I've written a fairly simple kernel that multiplies multi-limb operands. I've written two versions: an ndrange version and a task version. Both work fine, but the performance of the task version is significantly better.The design is quite small, and I calculated that it only uses maybe 10% of the PCIe bandwidth. I'd like, therefore, to put ~8 copies of this kernel in the FPGA instead of just one, so that I can have 8x the parallelism.With the ndrange kernel, this appears dead easy: I just put the attribute num_compute_units(8) at the top of my kernel, and my clEnqueueNDRangeKernel just works like a charm, divvying the work up among the compute units the same way it does among different devices.With the task kernel, however, only one of my compute units ever gets driven. All of my attempts to cause better behavior by adjusting global or local work group size or max or required size only cause weird and undesirable behavior. All the documentation suggests that any attempt I might make to query work item ids or use attribute-driven SIMD vectorization will result in my kernel being an ndrange, and thus non-pipelined, kernel.I want my kernel pipelined, as the performance is much better. I just want, in one FPGA, eight copies that get fed 1/8th of the data each.What's the right way to do this??(I'm using version 19.4 and 20.1.)

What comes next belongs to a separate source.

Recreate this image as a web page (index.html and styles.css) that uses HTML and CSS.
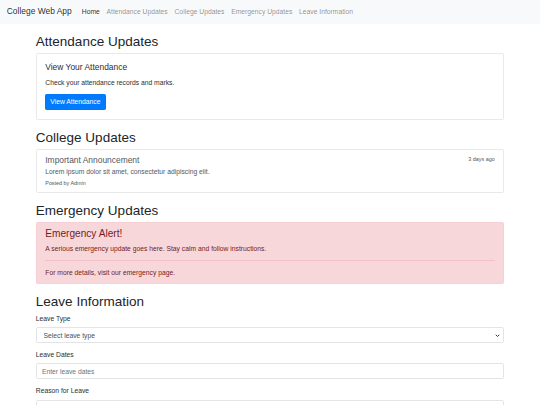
FILE: index.html
```html
<!DOCTYPE html>
<html lang="en">
<head>
<meta charset="utf-8">
<title>College Web App</title>
<link rel="stylesheet" href="styles.css">
</head>
<body>
<nav class="navbar">
  <a class="brand" href="#">College Web App</a>
  <ul class="nav">
    <li><a class="nav-link active" href="#">Home</a></li>
    <li><a class="nav-link" href="#">Attendance Updates</a></li>
    <li><a class="nav-link" href="#">College Updates</a></li>
    <li><a class="nav-link" href="#">Emergency Updates</a></li>
    <li><a class="nav-link" href="#">Leave Information</a></li>
  </ul>
</nav>

<main class="container">
  <section class="section">
    <h2 class="section-title">Attendance Updates</h2>
    <div class="card">
      <div class="card-body">
        <h5 class="card-title">View Your Attendance</h5>
        <p class="card-text">Check your attendance records and marks.</p>
        <a href="#" class="btn">View Attendance</a>
      </div>
    </div>
  </section>

  <section class="section">
    <h2 class="section-title">College Updates</h2>
    <div class="list-group">
      <a href="#" class="list-item">
        <div class="item-head">
          <h5 class="item-title">Important Announcement</h5>
          <small class="small">3 days ago</small>
        </div>
        <p class="item-text">Lorem ipsum dolor sit amet, consectetur adipiscing elit.</p>
        <small class="small">Posted by Admin</small>
      </a>
    </div>
  </section>

  <section class="section">
    <h2 class="section-title">Emergency Updates</h2>
    <div class="alert">
      <h4 class="alert-heading">Emergency Alert!</h4>
      <p class="alert-text">A serious emergency update goes here. Stay calm and follow instructions.</p>
      <hr class="alert-rule">
      <p class="alert-text last">For more details, visit our emergency page.</p>
    </div>
  </section>

  <section class="section">
    <h2 class="section-title">Leave Information</h2>
    <form class="form">
      <div class="form-group">
        <label class="label" for="leaveType">Leave Type</label>
        <div class="select-wrap">
          <select id="leaveType" class="control select">
            <option>Select leave type</option>
            <option>Sick Leave</option>
            <option>Casual Leave</option>
          </select>
          <svg class="select-arrow" width="5" height="5" viewBox="0 0 10 10" aria-hidden="true">
            <path d="M1.5 3.5 L5 7 L8.5 3.5" fill="none" stroke="#333" stroke-width="2"/>
          </svg>
        </div>
      </div>
      <div class="form-group">
        <label class="label" for="leaveDates">Leave Dates</label>
        <input id="leaveDates" class="control" type="text" placeholder="Enter leave dates">
      </div>
      <div class="form-group">
        <label class="label" for="reason">Reason for Leave</label>
        <textarea id="reason" class="control textarea" rows="3" placeholder="Enter reason for leave"></textarea>
      </div>
    </form>
  </section>
</main>
</body>
</html>
```

FILE: styles.css
```css
* { box-sizing: border-box; }

html, body {
  margin: 0;
  padding: 0;
}

body {
  font-family: "Liberation Sans", Arial, sans-serif;
  font-size: 6.75px;
  line-height: 10.125px;
  color: #2b2f33;
  background: #fff;
}

a { text-decoration: none; }

/* Navbar */
.navbar {
  display: flex;
  align-items: center;
  background: #f8f9fa;
  padding: 3.375px 6.75px;
  height: 23.6px;
}

.brand {
  font-size: 8.4375px;
  line-height: 12.66px;
  padding: 2.11px 0;
  margin-right: 6.75px;
  color: rgba(0, 0, 0, 0.85);
}

.nav {
  display: flex;
  list-style: none;
  margin: 0;
  padding: 0;
}

.nav-link {
  display: block;
  padding: 3.375px 3.375px;
  color: rgba(0, 0, 0, 0.45);
}

.nav-link.active { color: rgba(0, 0, 0, 0.85); }

/* Layout */
.container {
  width: 468.3px;
  margin: 0 auto;
}

.section { margin-top: 10.125px; }

.section-title {
  font-size: 13.5px;
  line-height: 16.2px;
  font-weight: 400;
  margin: 0 0 3.375px;
  color: #212529;
}

/* Card */
.card {
  border: 1px solid #e9e9ea;
  border-radius: 1.69px;
  background: #fff;
}

.card-body { padding: 8.1px 8.44px; }

.card-title {
  font-size: 8.4375px;
  line-height: 10.125px;
  font-weight: 400;
  margin: 0 0 5.06px;
}

.card-text { margin: 0 0 6.75px; }

.btn {
  display: inline-block;
  background: #007bff;
  color: #fff;
  border-radius: 1.69px;
  padding: 2.95px 5.06px;
  line-height: 10.125px;
}

/* List group */
.list-group {
  border: 1px solid #e9e9ea;
  border-radius: 1.69px;
}

.list-item {
  display: block;
  padding: 4.8px 8.44px;
  color: #52585e;
}

.item-head {
  display: flex;
  justify-content: space-between;
  align-items: flex-start;
}

.item-title {
  font-size: 8.4375px;
  line-height: 10.125px;
  font-weight: 400;
  margin: 0 0 1.69px;
}

.item-text {
  margin: 0 0 1.69px;
}

.small {
  font-size: 5.4px;
  line-height: 8.1px;
  display: block;
}

/* Alert */
.alert {
  background: #f8d7da;
  color: #721c24;
  border: 1px solid #f6d0d4;
  border-radius: 1.69px;
  padding: 4.8px 8.44px;
}

.alert-heading {
  font-size: 10.125px;
  line-height: 12.15px;
  font-weight: 400;
  margin: 0 0 3.375px;
}

.alert-text { margin: 0 0 6.75px; }
.alert-text.last { margin-bottom: 0; }

.alert-rule {
  border: 0;
  border-top: 1px solid #f2c0c6;
  margin: 6.6px 0;
  height: 0;
}

/* Form */
.form-group { margin-bottom: 6.75px; }

.label {
  display: inline-block;
  margin-bottom: 3.375px;
}

.control {
  display: block;
  width: 100%;
  height: 16.03px;
  padding: 2.53px 5.06px;
  font-family: inherit;
  font-size: 6.75px;
  line-height: 10.125px;
  color: #495057;
  background: #fff;
  border: 1px solid #e2e5e8;
  border-radius: 1.69px;
}

.control::placeholder { color: #6c757d; opacity: 1; }

.select-wrap { position: relative; }

.select {
  appearance: none;
  -webkit-appearance: none;
  padding-left: 6.7px;
  padding-right: 14px;
}

.select-arrow {
  position: absolute;
  right: 4px;
  top: 5.5px;
  pointer-events: none;
}

.textarea {
  height: auto;
  resize: vertical;
}
```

If you want an example of a working high-performance code with autorun kernels, you can take a look at this repository:https://github.com/zohourih/Diffusion_FPGA

I think you are referring to external memory bandwidth and not PCI-E bandwidth because PCI-E bandwidth is determined by the physical features of the PCI-E connection on your FPGA board and motherboard (number of lanes and PCI-E version) and its effective throughput is determined by multiple factors such as the size of your data transfer and the efficiency of the PCI-E driver; these are not really factors that can be controlled by the programmer.Assuming that you refer to external memory bandwidth, then your problem has a simple solution: you need to use loop unrolling to vectorize your single work-item kernel. Loop unrolling will not only increase the amount of computation that is done by your kernel per cycle, it will also lead to consecutive memory accesses in your loop being coalesced into larger accesses by the compiler which will result in better utilization of the external memory bandwidth. Loop unrolling in single work-item kernels gives a behavior similar to the SIMD attribute in NDRange kernels.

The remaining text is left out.